The definition for non-dividing is taken as the negation of the definition for dividing (as found in http://www.math.cmu.edu/~rami/simple.pdf : Definition 1.1 for example). Thus assuming $\varphi(x,c)$ doesn't divide over $A$, we have that either:
1) There is no infinite indiscrenible sequence that realizes the same type as the type of $c$ over $A$.
Or,
2) For every infinite indiscrenible sequence $I=(a_{i})$ that realizes the same type as the type of $c$ over $A$ and $\bigwedge\varphi(x,a_{i})$ is consistent.
Now, unless I have made a mistake, condition 1) can be considered as saying the type of $c$ over $A$ is algebraic. But what about conditon 2)? Is there a nice way thinking about this condition?
I looked at examples (For example $x<y$ in DLO doesn't divide over $\emptyset$, or $x\neq{x}$ in any theory). But I was wondering if there is a natural example that shows what exactly it is that 2) is meant to capture.
Edit 1: As pointed out in the comments, 1) implies 2). The question that I have here, rephrased would be, how should I be thinking about $\varphi(x,c)$ doesn't divide over $A$, provided that $c$ is not algebraic over $A$.
The notions of forking and dividing are meant to designate some formulas as "very small" (those which fork), in order to obtain a good notion of "generic behavior" over some parameters (the non-forking types: those which don't fall into any "very small" definable sets).
The condition that $\varphi(x,b)$ does not divide says that whenever we take a bunch of copies of the definable set, the $\varphi(x,b_i)$ where $(b_i)_{i\in \omega}$ is an indiscernible sequence, the set picked out by $\bigwedge_{i\in \omega}\varphi(x,b_i)$ is nonempty. That is, the definable set $\varphi(x,b)$ is "large enough" that its "translations" by automorphisms have a lot of overlap.
On the other hand, if $\varphi(x,b)$ divides, then we have a bunch of copies $\varphi(x,b_i)$, and there's some $k$ so that no $a$ can fall into more than $k$ of these copies. If we stretch the indiscernible sequence to be very long, say $\{b_i\}_{i\in I}$ then we have a huge number of distinct possible extensions of a type over $A$ to a type over $A\cup\{b_i\}_{i\in I}$ (the type "divides" into many many extensions) and it's reasonable to think of the formula $\varphi(x,b)$ that has so many incompatible copies as very small.

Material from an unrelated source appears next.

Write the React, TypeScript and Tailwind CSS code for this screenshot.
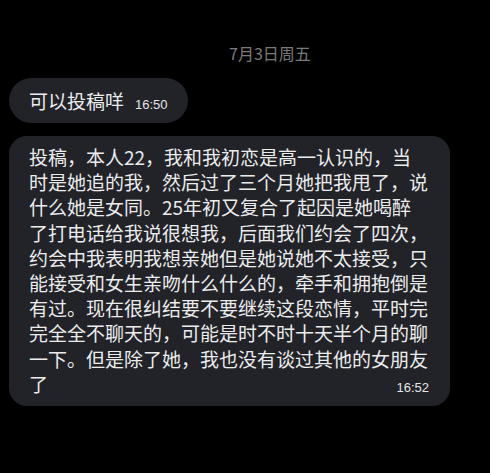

Now most reasonable notions of "smallness" describe ideals (the small sets are closed under subset and finite unions). The move from dividing to forking just takes the ideal generated by the dividing formulas (a definable set forks if and only if it's a subset of a finite union of sets which divide).
If you like measure-theoretic intuition, here's a way of formalizing the idea above that "dividing formulas are small". Let's suppose we have a finitely additive $[0,1]$-valued measure on the definable subsets of the monster model (this is called a Keisler measure), and further that the measure is automorphism invariant over $A$, i.e. if $b\equiv_A b'$, then $\mu(\varphi(x,b)) = \mu(\varphi(x,b'))$. We'd like to show that if $\varphi(x,b)$ divides over $A$, then $\mu(\varphi(x,b)) = 0$. Let the indiscernible sequence $(b_i)_{i\in \omega}$ witness dividing, and assume for contradiction that $\mu(\varphi(x,b))>0$. Since some conjunction $\bigwedge_{i = 1}^k \varphi(x,b_i)$ is inconsistent, there is some maximal $m$ such that $\mu(\bigwedge_{i = 1}^m\varphi(x,b_i)) > 0$. Then the countably many copies $\bigwedge_{i = 1}^m \varphi(x,b_{nm + i})$ for $n\in\omega$ all have the same positive measure, but their pairwise intersections have measure $0$. This contradicts the fact that the measure of the whole space is bounded above by $1$.